DQ_LOG_FILE = STATE_DIR / "dq_results.jsonl"

# DQ Settings from centralized config
DQ_THRESHOLD = settings.dq_threshold  # Pass/fail threshold from settings

print(f"\nConfiguration:")
print(f"  Bronze (Source): {DATA_PATH}")
print(f"  Silver (Target): {SILVER_DIR}")
print(f"  Config Dir: {CONFIG_DIR}")
print(f"  State Dir: {STATE_DIR}")
print(f"  DQ Threshold: {DQ_THRESHOLD}%")

# Step 3: Import DQ Libraries
try:
    from aims_data_platform.dq_framework import DataLoader, DataQualityValidator
    print("✅ Libraries imported from aims_data_platform")
except ImportError:
    from dq_framework import DataLoader, DataQualityValidator
    print("✅ Libraries imported from dq_framework (fallback)")

Configuration:
   Environment: Local
   Bronze (Source): /home/sanmi/Documents/HS2/HS2_PROJECTS_2025/AIMS_LOCAL/data/Samples_LH_Bronze_Aims_26_parquet
   Silver (Target): /home/sanmi/Documents/HS2/HS2_PROJECTS_2025/AIMS_LOCAL/data/Silver
   Gold (Target):   /home/sanmi/Documents/HS2/HS2_PROJECTS_2025/AIMS_LOCAL/data/Gold
   DQ Configs: /home/sanmi/Documents/HS2/HS2_PROJECTS_2025/AIMS_LOCAL/dq_great_expectations/generated_configs
   Watermarks: /home/sanmi/Documents/HS2/HS2_PROJECTS_2025/AIMS_LOCAL/data/state/watermarks.json
   DQ Logs: /home/sanmi/Documents/HS2/HS2_PROJECTS_2025/AIMS_LOCAL/data/state/dq_logs.jsonl


In [None]:
# Step 4: Watermark & Logging Helper Functions
# Uses platform_utils for cross-platform file operations

def load_watermarks():
    """Load watermarks from JSON file."""
    if platform_utils.file_exists(WATERMARK_FILE):
        with open(WATERMARK_FILE, 'r') as f:
            return json.load(f)
    return {}

def save_watermark(file_name):
    """Mark a file as processed."""
    watermarks = load_watermarks()
    watermarks[file_name] = datetime.now().isoformat()
    with open(WATERMARK_FILE, 'w') as f:
        json.dump(watermarks, f, indent=2)

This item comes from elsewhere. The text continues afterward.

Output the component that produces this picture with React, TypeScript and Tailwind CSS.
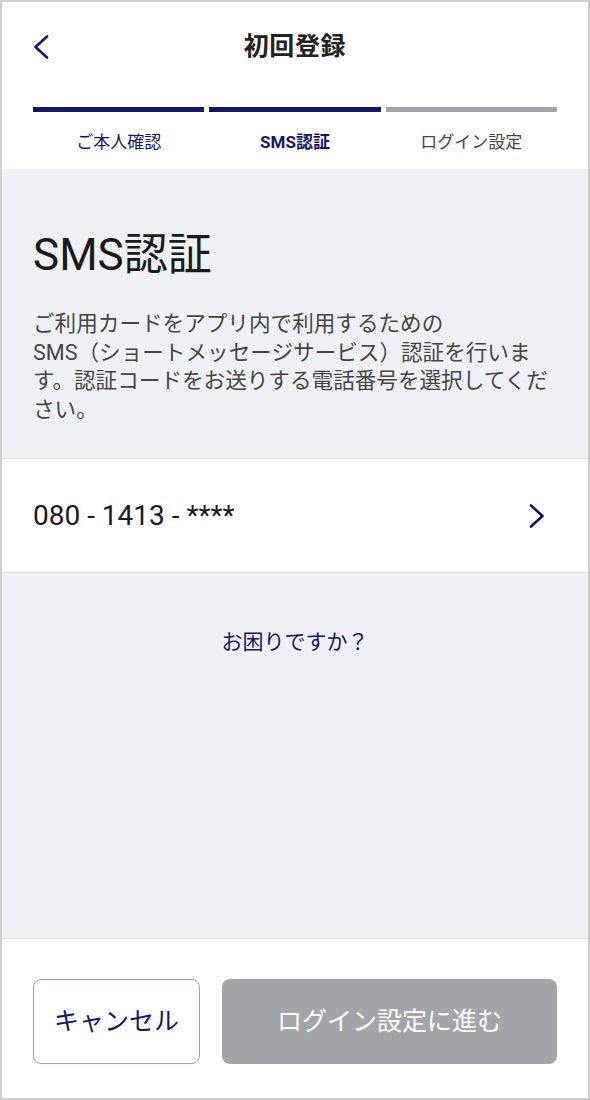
const steps = [
  { label: "ご本人確認", state: "done" },
  { label: "SMS認証", state: "current" },
  { label: "ログイン設定", state: "todo" },
];

function Chevron({ dir }: { dir: "left" | "right" }) {
  return (
    <svg width="16" height="24" viewBox="0 0 16 24" fill="none" className="text-[#13166a]">
      <path
        d={dir === "left" ? "M14 1.5 L2.5 12 L14 22.5" : "M2 1.5 L13.5 12 L2 22.5"}
        stroke="currentColor"
        strokeWidth="2.6"
        strokeLinecap="round"
        strokeLinejoin="round"
      />
    </svg>
  );
}

export default function App() {
  return (
    <div
      className="w-[590px] h-[1100px] border-2 border-[#cfcfcf] bg-[#f0f1f6] flex flex-col"
      style={{ fontFamily: 'Roboto, "Noto Sans CJK JP", sans-serif' }}
    >
      {/* ヘッダー */}
      <div className="bg-white h-[167px] flex flex-col shrink-0">
        <div className="relative h-[90px] flex items-center justify-center">
          <button className="absolute left-[31px] top-[33px]">
            <Chevron dir="left" />
          </button>
          <h1 className="text-[25px] font-bold text-[#222] tracking-wide">初回登録</h1>
        </div>

        {/* ステップ */}
        <div className="mt-[15px] px-[31px] grid grid-cols-3 gap-[5px]">
          {steps.map((s) => (
            <div key={s.label} className="flex flex-col items-center">
              <div
                className={`w-full h-[5px] ${
                  s.state === "todo" ? "bg-[#a3a4a9]" : "bg-[#13166a]"
                }`}
              />
              <span
                className={`mt-[20px] text-[17px] leading-[20px] ${
                  s.state === "current"
                    ? "font-bold text-[#13166a]"
                    : s.state === "done"
                    ? "text-[#13166a]"
                    : "text-[#444]"
                }`}
              >
                {s.label}
              </span>
            </div>
          ))}
        </div>
      </div>

      {/* 説明 */}
      <div className="px-[31px] pt-[60px] pb-[34px] shrink-0">
        <h2 className="text-[44px] leading-[52px] text-[#1a1a1a]">SMS認証</h2>
        <p className="mt-[29px] text-[21.6px] leading-[28.5px] text-[#454545]">
          ご利用カードをアプリ内で利用するための
          <br />
          SMS（ショートメッセージサービス）認証を行います。認証コードをお送りする電話番号を選択してください。
        </p>
      </div>

      {/* 電話番号 */}
      <button className="h-[115px] bg-white border-y border-[#dfe0e4] flex items-center justify-between pl-[31px] pr-[43px] shrink-0">
        <span className="text-[28px] text-[#1a1a1a]">080 - 1413 - ****</span>
        <Chevron dir="right" />
      </button>

      <div className="flex-1 flex justify-center pt-[55px]">
        <span className="text-[21px] leading-[28px] text-[#13166a] h-fit">お困りですか？</span>
      </div>

      {/* フッター */}
      <div className="h-[160px] bg-white border-t border-[#dfe0e4] flex items-start gap-[22px] px-[31px] pt-[40px] shrink-0">
        <button className="w-[167px] h-[85px] rounded-[8px] border border-[#9d9fcb] bg-white text-[25px] text-[#13166a]">
          キャンセル
        </button>
        <button className="flex-1 h-[85px] rounded-[8px] bg-[#a4a5aa] text-[25px] text-white">
          ログイン設定に進む
        </button>
      </div>
    </div>
  );
}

def is_processed(file_name):
    """Check if file has already been processed."""
    watermarks = load_watermarks()
    return file_name in watermarks

def log_dq_result(file_name, status, score, details=None):
    """Append validation result to JSONL log file."""
    entry = {
        "timestamp": datetime.now().isoformat(),
        "file": file_name,
        "status": status,
        "score": score,
        "details": details or {}
    }
    with open(DQ_LOG_FILE, "a") as f:
        f.write(json.dumps(entry) + "\n")

def quarantine_file(file_path, reason, df=None):
    """
    Move/copy failed file to quarantine using StorageManager.
    If df is provided, writes the DataFrame instead of copying.
    """
    file_name = Path(file_path).name
    print(f"   QUARANTINED: {file_name} -> Reason: {reason}")
    
    if df is not None:
        # Use StorageManager to quarantine the data
        quarantine_path = storage_manager.quarantine_data(
            df=df,
            table_name=file_name.replace('.parquet', ''),
            reason=reason
        )
        print(f"   -> Quarantined to: {quarantine_path}")
    else:
        # Just log the quarantine action (file stays in bronze)
        log_entry = {
            "timestamp": datetime.now().isoformat(),
            "file": file_name,
            "reason": reason,
            "source_path": str(file_path)
        }
        quarantine_log = QUARANTINE_DIR / "quarantine_log.jsonl"
        with open(quarantine_log, "a") as f:
            f.write(json.dumps(log_entry) + "\n")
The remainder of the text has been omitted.